*Task to complete*. Reproduce the full listing below unchanged, apart from the pictures.

*Entries provided*.

§ §

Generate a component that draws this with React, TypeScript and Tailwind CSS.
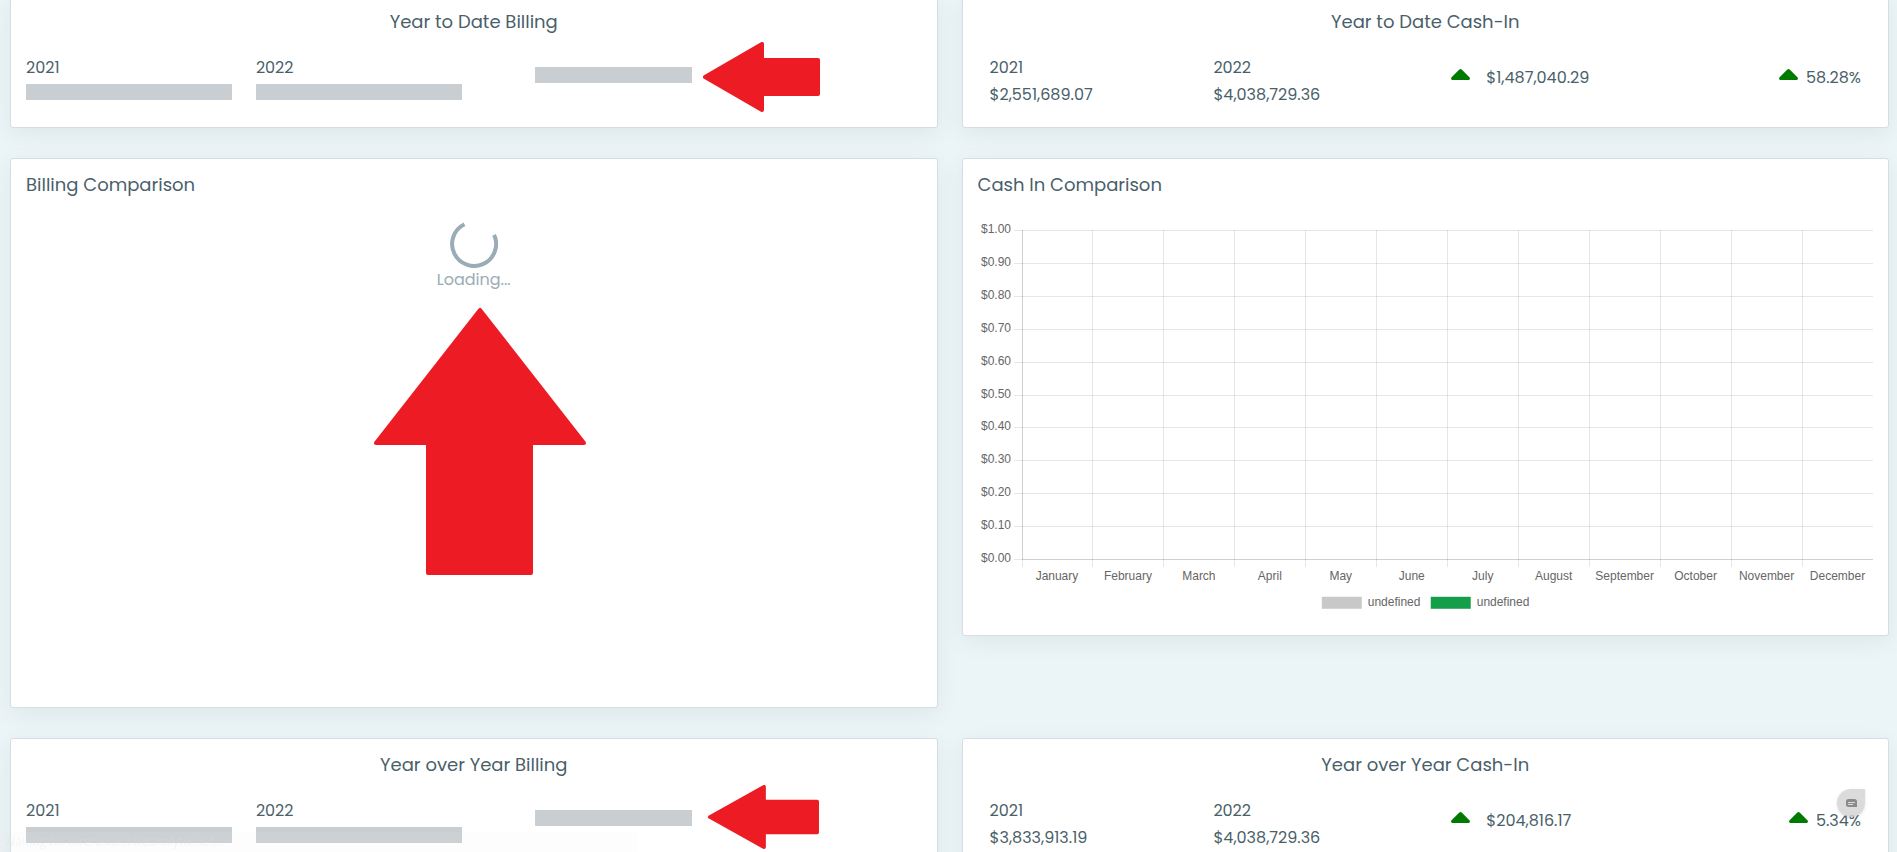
import type { ReactNode } from "react";

const months = [
  "January",
  "February",
  "March",
  "April",
  "May",
  "June",
  "July",
  "August",
  "September",
  "October",
  "November",
  "December",
];

const ticks = ["1.00", "0.90", "0.80", "0.70", "0.60", "0.50", "0.40", "0.30", "0.20", "0.10", "0.00"];

function Card({ title, center, className = "", children }: {
  title: string;
  center?: boolean;
  className?: string;
  children: ReactNode;
}) {
  return (
    <section
      className={`relative rounded-[3px] border border-[#d5dee2] bg-white px-[15px] pt-3 shadow-[0_6px_24px_rgba(4,9,20,0.06)] ${className}`}
    >
      <h2 className={center ? "text-center text-[18px] leading-7" : "text-[18px] leading-7"}>{title}</h2>
      {children}
    </section>
  );
}

function CaretUp() {
  return (
    <svg className="mb-2 shrink-0" width="19" height="11" viewBox="0 0 19 11" fill="#007a00">
      <path d="M8.3.6a1.8 1.8 0 0 1 2.4 0l7.7 7.6c1.1 1.1.4 2.8-1.1 2.8H1.7C.2 11-.5 9.3.6 8.2z" />
    </svg>
  );
}

// Left pointing marker used on the billing cards
function ArrowLeft({ className }: { className: string }) {
  return (
    <svg className={className} viewBox="0 0 117 70" preserveAspectRatio="none" fill="#ed1c24" stroke="#ed1c24" strokeWidth="4" strokeLinejoin="round">
      <path d="M2 35 59 2v16h56v34H59v16z" />
    </svg>
  );
}

function BillingSummary({ title, arrow }: { title: string; arrow: string }) {
  return (
    <Card title={title} center className="pb-[21px]">
      <div className="mt-[18px] grid grid-cols-4 gap-6">
        {["2021", "2022"].map((year) => (
          <div key={year} className="h-[52px]">
            <p className="leading-7">{year}</p>
            <div className="mt-[2px] h-4 bg-[#c9ced2]" />
          </div>
        ))}
        <div className="flex justify-end pt-[13px]">
          <div className="h-4 w-[157px] bg-[#c9ced2]" />
        </div>
      </div>
      <ArrowLeft className={arrow} />
    </Card>
  );
}

function CashSummary({ title, previous, current, change, percent }: {
  title: string;
  previous: string;
  current: string;
  change: string;
  percent: string;
}) {
  return (
    <Card title={title} center className="pb-[19px]">
      <div className="mt-[18px] grid grid-cols-4">
        <div className="px-3">
          <p className="leading-7">2021</p>
          <p className="leading-[26px]">{previous}</p>
        </div>
        <div className="px-3">
          <p className="leading-7">2022</p>
          <p className="leading-[26px]">{current}</p>
        </div>
        <div className="flex h-9 items-center gap-4 pt-3 pl-[26px]">
          <CaretUp />
          <span>{change}</span>
        </div>
        <div className="flex h-9 items-center justify-end gap-2 px-3 pt-3">
          <CaretUp />
          <span>{percent}</span>
        </div>
      </div>
    </Card>
  );
}

function CashChart() {
  const top = 11;
  const bottom = 340;
  const step = (bottom - top) / 10;

  return (
    <svg
      className="mt-5 block h-auto w-full font-['Liberation_Sans',Arial,sans-serif] text-[12px]"
      viewBox="0 0 896 402"
      fill="#666"
    >
      <g stroke="#000" strokeOpacity="0.1" shapeRendering="crispEdges">
        {ticks.map((tick, i) => (
          <line key={tick} x1="36" x2="896" y1={Math.round(top + i * step) + 0.2} y2={Math.round(top + i * step) + 0.2} />
        ))}
        {months.map((month, i) => (
          <line key={month} x1={i ? 43.7 + i * 71 : 44.7} x2={i ? 43.7 + i * 71 : 44.7} y1={top} y2={bottom + 8} />
        ))}
        <line x1="44.7" x2="44.7" y1={top} y2={bottom} />
        <line x1="44" x2="896" y1={bottom + 0.2} y2={bottom + 0.2} />
      </g>
      {ticks.map((tick, i) => (
        <text key={tick} x="33" y={Math.round(top + i * step) + 3} textAnchor="end">
          ${tick}
        </text>
      ))}
      {months.map((month, i) => (
        <text key={month} x={79 + i * 71} y="361" textAnchor="middle">
          {month}
        </text>
      ))}
      <rect x="344" y="378" width="40" height="12" fill="#c8c8c8" />
      <text x="390" y="387">undefined</text>
      <rect x="453" y="378" width="40" height="12" fill="#159e49" />
      <text x="499" y="387">undefined</text>
    </svg>
  );
}

export default function App() {
  return (
    <div className="h-screen overflow-hidden bg-[#ebf4f7] font-[Poppins,Inter,sans-serif] text-[16px] text-[#4a5f6a]">
      <main className="-mt-[5px] grid grid-cols-2 items-start gap-x-6 gap-y-[30px] pr-2 pl-[10px]">
        <BillingSummary title="Year to Date Billing" arrow="absolute top-[46px] left-[692px] h-[70px] w-[117px]" />
        <CashSummary
          title="Year to Date Cash-In"
          previous="$2,551,689.07"
          current="$4,038,729.36"
          change="$1,487,040.29"
          percent="58.28%"
        />

        <Card title="Billing Comparison" className="min-h-[550px]">
          <div className="mt-[21px] flex flex-col items-center text-[#9aacb6]" role="status">
            <svg width="48" height="48" viewBox="0 0 48 48" fill="none" stroke="#9aadb7" strokeWidth="4">
              <path d="M14.5 4.2A22 22 0 1 0 44.1 14.8" />
            </svg>
            <span className="leading-6">Loading...</span>
          </div>
          <svg
            className="absolute top-[149px] left-[363px] h-[267px] w-[212px]"
            viewBox="0 0 212 267"
            fill="#ed1c24"
            stroke="#ed1c24"
            strokeWidth="4"
            strokeLinejoin="round"
          >
            <path d="M106 2 2 135h52v130h103V135h53z" />
          </svg>
        </Card>
        <Card title="Cash In Comparison" className="pb-[14px]">
          <CashChart />
        </Card>

        <BillingSummary title="Year over Year Billing" arrow="absolute top-[46px] left-[697px] h-[64px] w-[111px]" />
        <CashSummary
          title="Year over Year Cash-In"
          previous="$3,833,913.19"
          current="$4,038,729.36"
          change="$204,816.17"
          percent="5.34%"
        />
      </main>

      <button
        type="button"
        aria-label="Open chat"
        className="fixed right-8 bottom-[35px] flex size-7 items-center justify-center rounded-full rounded-tr-[3px] bg-[#d2d2d2]/80 shadow-[0_1px_3px_rgba(0,0,0,0.12)]"
      >
        <svg width="11" height="8" viewBox="0 0 11 8">
          <path d="M2.500 0h6A2.500 2.500 0 0 1 11 2.500V8H2.500A2.500 2.500 0 0 1 0 5.500v-3A2.500 2.500 0 0 1 2.500 0z" fill="#8a8a8a" />
          <path d="M2 3.500h7M2 5.500h5" stroke="#dcdcdc" />
        </svg>
      </button>

      {/* Browser status line, almost faded out */}
      <div className="fixed bottom-0 left-0 h-5 w-[637px] bg-[#f0f0f0]/10 pl-1 font-['Open_Sans',sans-serif] text-[12px] leading-5 text-[#e0e0e0]/30">
        Waiting for hirenexus.hireanalytix.net...
      </div>
    </div>
  );
}
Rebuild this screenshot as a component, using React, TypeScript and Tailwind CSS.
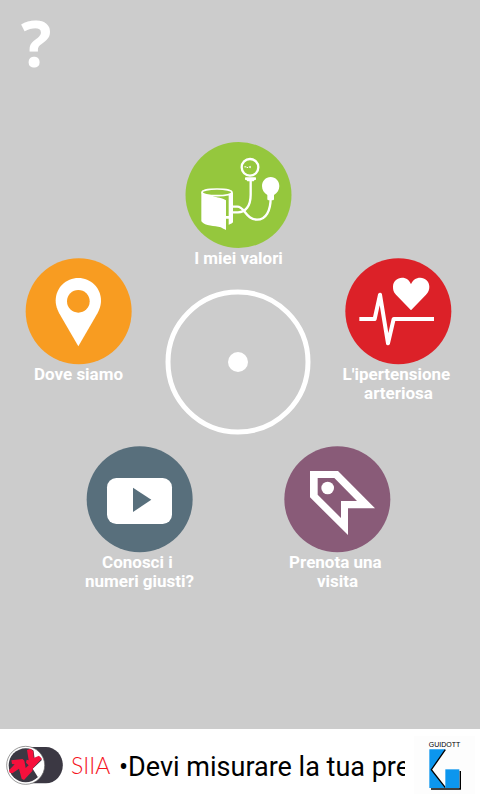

§ §

*Task response*.
Generate a component that draws this with React, TypeScript and Tailwind CSS.
import type { ReactNode } from "react";

const months = [
  "January",
  "February",
  "March",
  "April",
  "May",
  "June",
  "July",
  "August",
  "September",
  "October",
  "November",
  "December",
];

const ticks = ["1.00", "0.90", "0.80", "0.70", "0.60", "0.50", "0.40", "0.30", "0.20", "0.10", "0.00"];

function Card({ title, center, className = "", children }: {
  title: string;
  center?: boolean;
  className?: string;
  children: ReactNode;
}) {
  return (
    <section
      className={`relative rounded-[3px] border border-[#d5dee2] bg-white px-[15px] pt-3 shadow-[0_6px_24px_rgba(4,9,20,0.06)] ${className}`}
    >
      <h2 className={center ? "text-center text-[18px] leading-7" : "text-[18px] leading-7"}>{title}</h2>
      {children}
    </section>
  );
}

function CaretUp() {
  return (
    <svg className="mb-2 shrink-0" width="19" height="11" viewBox="0 0 19 11" fill="#007a00">
      <path d="M8.3.6a1.8 1.8 0 0 1 2.4 0l7.7 7.6c1.1 1.1.4 2.8-1.1 2.8H1.7C.2 11-.5 9.3.6 8.2z" />
    </svg>
  );
}

// Left pointing marker used on the billing cards
function ArrowLeft({ className }: { className: string }) {
  return (
    <svg className={className} viewBox="0 0 117 70" preserveAspectRatio="none" fill="#ed1c24" stroke="#ed1c24" strokeWidth="4" strokeLinejoin="round">
      <path d="M2 35 59 2v16h56v34H59v16z" />
    </svg>
  );
}

function BillingSummary({ title, arrow }: { title: string; arrow: string }) {
  return (
    <Card title={title} center className="pb-[21px]">
      <div className="mt-[18px] grid grid-cols-4 gap-6">
        {["2021", "2022"].map((year) => (
          <div key={year} className="h-[52px]">
            <p className="leading-7">{year}</p>
            <div className="mt-[2px] h-4 bg-[#c9ced2]" />
          </div>
        ))}
        <div className="flex justify-end pt-[13px]">
          <div className="h-4 w-[157px] bg-[#c9ced2]" />
        </div>
      </div>
      <ArrowLeft className={arrow} />
    </Card>
  );
}

function CashSummary({ title, previous, current, change, percent }: {
  title: string;
  previous: string;
  current: string;
  change: string;
  percent: string;
}) {
  return (
    <Card title={title} center className="pb-[19px]">
      <div className="mt-[18px] grid grid-cols-4">
        <div className="px-3">
          <p className="leading-7">2021</p>
          <p className="leading-[26px]">{previous}</p>
        </div>
        <div className="px-3">
          <p className="leading-7">2022</p>
          <p className="leading-[26px]">{current}</p>
        </div>
        <div className="flex h-9 items-center gap-4 pt-3 pl-[26px]">
          <CaretUp />
          <span>{change}</span>
        </div>
        <div className="flex h-9 items-center justify-end gap-2 px-3 pt-3">
          <CaretUp />
          <span>{percent}</span>
        </div>
      </div>
    </Card>
  );
}

function CashChart() {
  const top = 11;
  const bottom = 340;
  const step = (bottom - top) / 10;

  return (
    <svg
      className="mt-5 block h-auto w-full font-['Liberation_Sans',Arial,sans-serif] text-[12px]"
      viewBox="0 0 896 402"
      fill="#666"
    >
      <g stroke="#000" strokeOpacity="0.1" shapeRendering="crispEdges">
        {ticks.map((tick, i) => (
          <line key={tick} x1="36" x2="896" y1={Math.round(top + i * step) + 0.2} y2={Math.round(top + i * step) + 0.2} />
        ))}
        {months.map((month, i) => (
          <line key={month} x1={i ? 43.7 + i * 71 : 44.7} x2={i ? 43.7 + i * 71 : 44.7} y1={top} y2={bottom + 8} />
        ))}
        <line x1="44.7" x2="44.7" y1={top} y2={bottom} />
        <line x1="44" x2="896" y1={bottom + 0.2} y2={bottom + 0.2} />
      </g>
      {ticks.map((tick, i) => (
        <text key={tick} x="33" y={Math.round(top + i * step) + 3} textAnchor="end">
          ${tick}
        </text>
      ))}
      {months.map((month, i) => (
        <text key={month} x={79 + i * 71} y="361" textAnchor="middle">
          {month}
        </text>
      ))}
      <rect x="344" y="378" width="40" height="12" fill="#c8c8c8" />
      <text x="390" y="387">undefined</text>
      <rect x="453" y="378" width="40" height="12" fill="#159e49" />
      <text x="499" y="387">undefined</text>
    </svg>
  );
}

export default function App() {
  return (
    <div className="h-screen overflow-hidden bg-[#ebf4f7] font-[Poppins,Inter,sans-serif] text-[16px] text-[#4a5f6a]">
      <main className="-mt-[5px] grid grid-cols-2 items-start gap-x-6 gap-y-[30px] pr-2 pl-[10px]">
        <BillingSummary title="Year to Date Billing" arrow="absolute top-[46px] left-[692px] h-[70px] w-[117px]" />
        <CashSummary
          title="Year to Date Cash-In"
          previous="$2,551,689.07"
          current="$4,038,729.36"
          change="$1,487,040.29"
          percent="58.28%"
        />

        <Card title="Billing Comparison" className="min-h-[550px]">
          <div className="mt-[21px] flex flex-col items-center text-[#9aacb6]" role="status">
            <svg width="48" height="48" viewBox="0 0 48 48" fill="none" stroke="#9aadb7" strokeWidth="4">
              <path d="M14.5 4.2A22 22 0 1 0 44.1 14.8" />
            </svg>
            <span className="leading-6">Loading...</span>
          </div>
          <svg
            className="absolute top-[149px] left-[363px] h-[267px] w-[212px]"
            viewBox="0 0 212 267"
            fill="#ed1c24"
            stroke="#ed1c24"
            strokeWidth="4"
            strokeLinejoin="round"
          >
            <path d="M106 2 2 135h52v130h103V135h53z" />
          </svg>
        </Card>
        <Card title="Cash In Comparison" className="pb-[14px]">
          <CashChart />
        </Card>

        <BillingSummary title="Year over Year Billing" arrow="absolute top-[46px] left-[697px] h-[64px] w-[111px]" />
        <CashSummary
          title="Year over Year Cash-In"
          previous="$3,833,913.19"
          current="$4,038,729.36"
          change="$204,816.17"
          percent="5.34%"
        />
      </main>

      <button
        type="button"
        aria-label="Open chat"
        className="fixed right-8 bottom-[35px] flex size-7 items-center justify-center rounded-full rounded-tr-[3px] bg-[#d2d2d2]/80 shadow-[0_1px_3px_rgba(0,0,0,0.12)]"
      >
        <svg width="11" height="8" viewBox="0 0 11 8">
          <path d="M2.500 0h6A2.500 2.500 0 0 1 11 2.500V8H2.500A2.500 2.500 0 0 1 0 5.500v-3A2.500 2.500 0 0 1 2.500 0z" fill="#8a8a8a" />
          <path d="M2 3.500h7M2 5.500h5" stroke="#dcdcdc" />
        </svg>
      </button>

      {/* Browser status line, almost faded out */}
      <div className="fixed bottom-0 left-0 h-5 w-[637px] bg-[#f0f0f0]/10 pl-1 font-['Open_Sans',sans-serif] text-[12px] leading-5 text-[#e0e0e0]/30">
        Waiting for hirenexus.hireanalytix.net...
      </div>
    </div>
  );
}
Rebuild this screenshot as a component, using React, TypeScript and Tailwind CSS.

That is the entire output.